Population crashes associated with conquest are I think relatively rare and as in the case of the Aztecs and Inca’s, largely accidental when they do occur. Political entities and even cultures may disappear in waves of violence but the actual individuals who comprise the entities do not, the simply get renamed.
I’m not sure that civilizations per se ever really perish via “homicide.”
Much the same could be said about civilizations that “collapse” via “environmental suicide”.
Nevertheless, the paracollapse via parahomocide is more likely than paracollapse via parasuicide.
There is more reason for concern about Jihad than McWorld.
A nice concise review, shannon: you go from Malthus to Postrel in only several paragraphs.
CEI’s Fred Smith did a full-length review, some 16 pages if I recall correctly, for the journal Energy & Environment, August 2005, here.
Smith manfully dissectss the childish worldview of eco-theology’s neo-Malthusian irrelevance. He mistakes communal and hierarchical societies for the modern, dynamic ones we know today that have refuted the good Reverend because we have evolved superior institutions. Wealth and knowledge created through property rights and technology have pierced the gloom of incessant security that has dogged humanity throughout time – yet, somehow, all this recent history escapes him.

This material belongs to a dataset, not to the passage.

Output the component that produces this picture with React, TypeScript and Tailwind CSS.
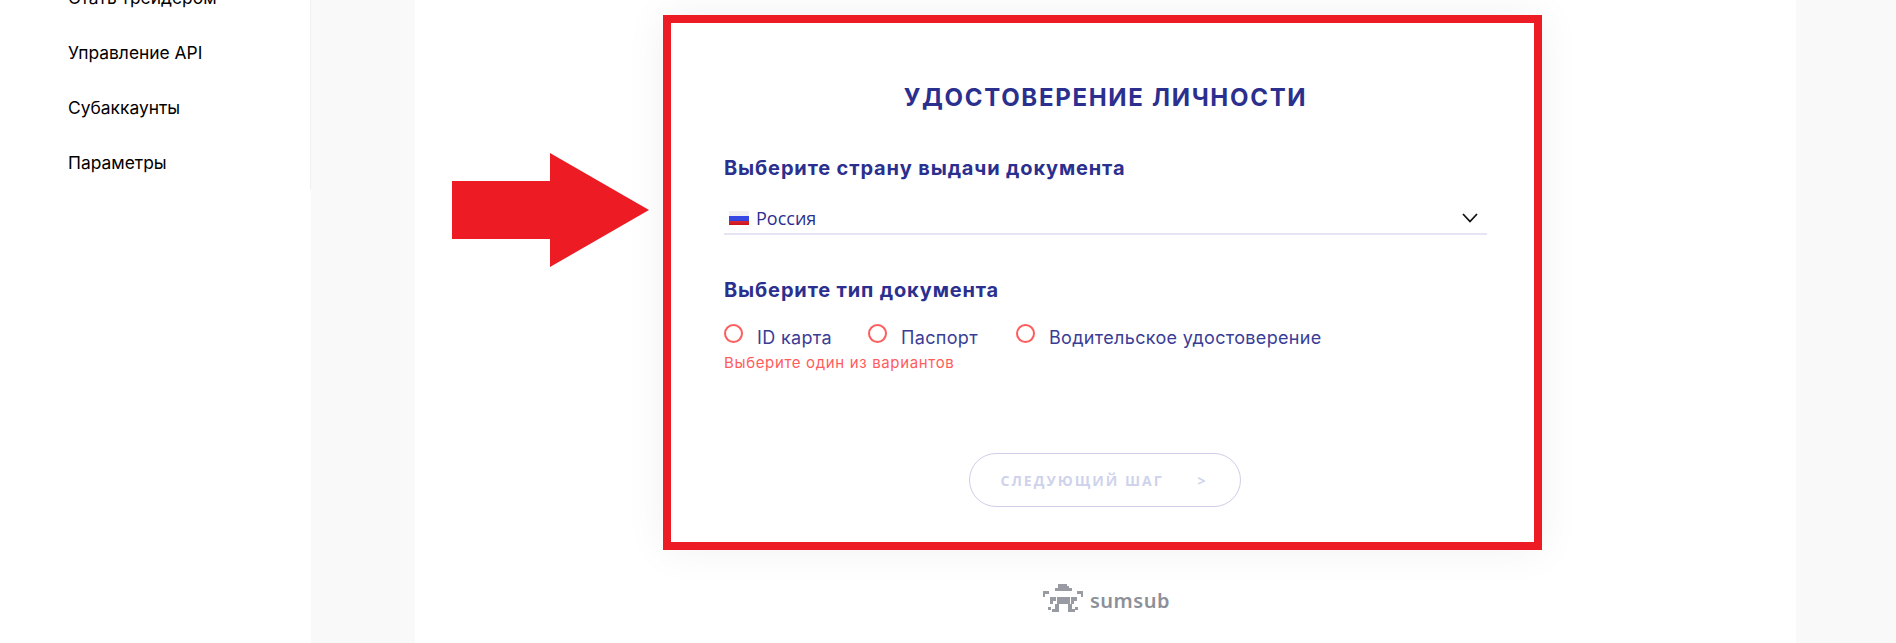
const navy = 'text-[#2b2f8e]'

function Flag() {
  return (
    <svg width="20" height="14" viewBox="0 0 20 14" className="shrink-0">
      <defs>
        <linearGradient id="shine" x1="0" y1="0" x2="0" y2="1">
          <stop offset="0" stopColor="#fff" stopOpacity="0.1" />
          <stop offset="0.6" stopColor="#fff" stopOpacity="0.12" />
          <stop offset="1" stopColor="#000" stopOpacity="0.1" />
        </linearGradient>
      </defs>
      <rect width="20" height="5" fill="#eeeef2" />
      <rect y="5" width="20" height="5" fill="#1c30e0" />
      <rect y="10" width="20" height="4" fill="#e0161f" />
      <rect width="20" height="14" fill="url(#shine)" />
    </svg>
  )
}

function SumsubMark() {
  // pixel robot mark
  return (
    <svg width="40" height="30" viewBox="0 0 40 30" fill="#8e9099" fillOpacity="0.9">
      <path d="M15 1h9v2h2v2h3v3H12V5h3z" />
      <path d="M0 8h6v3H2v3H0z" />
      <path d="M34 8h6v6h-2v-3h-4z" />
      <path d="M7 14h6v4h-3v3H7z" />
      <path d="M28 14h6v4h-3v3h-3z" />
      <path d="M14 14h13v7h2v5h-4v-5h-9v5h-4v-5h2z" />
      <rect x="5" y="24" width="3" height="3" />
      <rect x="32" y="24" width="3" height="3" />
      <rect x="9" y="26" width="7" height="3" />
      <rect x="25" y="26" width="7" height="3" />
    </svg>
  )
}

function Radio({ label, className }: { label: string; className: string }) {
  return (
    <div className={`flex ${className}`}>
      <span className="mt-[-4px] h-[19px] w-[19px] shrink-0 rounded-full border-2 border-[#ff5c5c]" />
      <span className="ml-[14px] text-[18px] leading-[20px] tracking-[0.33px] text-[#3a3d96]">{label}</span>
    </div>
  )
}

export default function App() {
  return (
    <div className="relative flex h-[643px] w-[1896px] overflow-hidden bg-[#f9f9f9] font-['Inter',sans-serif]">
      <aside className="h-full w-[311px] shrink-0 bg-white">
        <nav className="mt-[-12px] flex h-[202px] flex-col gap-[35px] border-r border-[#f0f0f0] pl-[68px] text-[17.4px] leading-[20px] text-black">
          <a>Стать трейдером</a>
          <a>Управление API</a>
          <a>Субаккаунты</a>
          <a>Параметры</a>
        </nav>
      </aside>

      <main className="ml-[104px] flex h-full w-[1381px] flex-col items-start bg-white pl-[248px] pt-[15px]">
        <section className="h-[535px] w-[879px] border-8 border-[#ed1c24] bg-white pl-[53px] pr-[47px] pt-[62px] shadow-[0_0_40px_rgba(0,0,0,0.06)]">
          <h1 className={`text-center text-[24px] font-bold uppercase leading-[26px] tracking-[1.7px] ${navy}`}>
            Удостоверение личности
          </h1>

          <h2 className={`mt-[45px] text-[20px] font-bold leading-[24px] tracking-[0.85px] ${navy}`}>Выберите страну выдачи документа</h2>

          <div className="mt-[23px] flex h-[32px] items-center border-b-2 border-[#e5e4f2] pl-[5px] pr-[8px]">
            <Flag />
            <span className={`ml-[7px] flex-1 text-[18px] font-['Open_Sans',sans-serif] ${navy}`}>Россия</span>
            <svg width="16" height="10" viewBox="0 0 16 10" fill="none" stroke="#111" strokeWidth="1.8" className="mr-[1px]">
              <path d="M1 1l7 7.5L15 1" />
            </svg>
          </div>

          <h2 className={`mt-[43px] text-[20px] font-bold leading-[24px] tracking-[0.85px] ${navy}`}>Выберите тип документа</h2>

          <div className="mt-[26px] flex">
            <Radio label="ID карта" className="w-[144px]" />
            <Radio label="Паспорт" className="w-[148px]" />
            <Radio label="Водительское удостоверение" className="flex-1" />
          </div>
          <p className="mt-[5px] text-[15px] leading-[20px] tracking-[0.65px] text-[#ff5c5c]">Выберите один из вариантов</p>

          <div className="mt-[80px] flex justify-center pr-[2px]">
            <button className="flex h-[54px] w-[272px] items-center rounded-full border border-[#cfcde8] pl-[31px] text-[14px] font-bold tracking-[2px] text-[#cfd2ec] font-['Open_Sans',sans-serif]">
              <span>СЛЕДУЮЩИЙ ШАГ</span>
              <span className="ml-[34px]">&gt;</span>
            </button>
          </div>
        </section>

        <div className="mt-[33px] ml-[380px] flex items-center gap-[7px]">
          <SumsubMark />
          <span className="mt-[6px] text-[20px] font-semibold leading-[24px] tracking-[0.5px] text-[#8e9099] font-['Noto_Sans',sans-serif]">
            sumsub
          </span>
        </div>
      </main>

      {/* red annotation arrow over the page */}
      <svg width="197" height="114" viewBox="0 0 197 114" className="absolute left-[452px] top-[153px]">
        <path d="M0 28h98V0l99 57-99 57V86H0z" fill="#ed1c24" />
      </svg>
    </div>
  )
}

This is surprising if only because a bio-geographer ought to be interested in the biocentric implications of successful political-economic-cultural adaptations – but no. In the book’s final chapter, he dismisses critics in a short section rather than engaging them. Having seen Diamond on C-SPAN discourse on “Collapse” and respond to Q & A, it’s clear he has no knowledge of modern economics or economic history that could have saved him from flaunting his ignorance. Instead he embraces a “superior” ecological truth the benighted need to accept – or else. Tortured implications substitute for genuine argument.
Eco-apologetics are supposed to substitute for real thought. Check out Smith’s full accounting for error for more insights because, like “Guns, Germs, and Steel,” it’s a bestseller – but unlike it, it’s mostly non-sense on stilts. Forewarned is forearmed.